A Rum-Soaked Adventure
In something of a storyline sidestep, Assassin's Creed IV: Black Flag worries very little about its sci-fi franchise roots. Sure, we still flit back through time, but now we're playing as one Edward Kenway, a handsome rogue who starts out working as a privateer for some quick cash and ends up becoming a blaggard on the bounding main.
What of the Assassin Order and Templars, you ask? Yes, they're still part of the plot here. Edward eventually finds himself caught up in a Templar conflict—which revolves around the search for and use of a mysterious place called the Observatory. But through most of this booze-buoyed adventure, your main pursuits are simply a mix of treasure-seeking, salty sea battles and witnessing the origins of famous pirate folk like Cap'n Stede Bonnet and Blackbeard.
Gameplay wise, this is a vibrant, open-world adventure filled with a vast uncharted Caribbean. There are numerous islands to explore (each with its own Spanish, English or piratey feel), scores of hours of sneaking and swashbuckling quests to fulfill, and your own ship, the Jackdaw, to recruit men for and equip with the latest sails, plating and cannons. And, of course, there are scores of other vessels out there, from merchant trading ships to military gunboats, ripe for battle and plunder.
All the while, the famed Assassin's Creed game mechanics give your character an almost superhuman parkour ability to scamper limberly up the mast and leap from yardarm to topsail with a grace Douglas Fairbanks only wished he could have mustered.
In Need of an Eye Patch (or Two)
That's a whole lot of yo-ho-ho and a shanty song too.
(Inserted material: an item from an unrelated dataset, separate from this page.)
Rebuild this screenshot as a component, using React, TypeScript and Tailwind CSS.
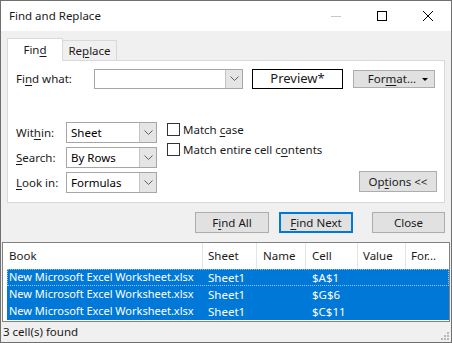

And Black Flag could have made for a rich journey had it stuck to the lighter side of a treasure-seeking life at sea. But then it wouldn't be an Assassin's Creed game, would it? So in its reach for a realistic historical adventure, this franchise chapter also packs a mighty mess into its seafaring kit and caboodle.
Pirates are known more for walking the plank than for pacing down the straight-and-narrow path, and these here ones are quite fond of swilling rum (resulting in a camera-eye fogginess), ogling wenches, and trading tales of rape, slaves and whores, popping off occasional f- or s-words as they do. Thievery is a common way of life, and the king's law is smashed to the deck far more times than it's obeyed. And glamorized is the only way to look at the way we witness (and join in on) the piratey violence and rampages.
Edward and his cohorts use a variety of pistols, swords and hidden blades to gut and hack at thousands of snuck-up-on or leapt-upon foes. Cannon balls can be used to rip apart a burning galleon or bombard a nearby fort, and they can also hit a man in the chest to splatter him on the deck. Blood gushes and enemies cry out as they're downed. And the game sometimes offers special reward points for finding creative ways to obliterate a targeted enemy.
So what can we see with our spyglass from the crow's nest? A game that tries hard to separate itself from its predecessors and give fans a fresh sea-spray-in-the-face experience. But also a game that doesn't benefit as much as families might hope from its compass-twirling course change.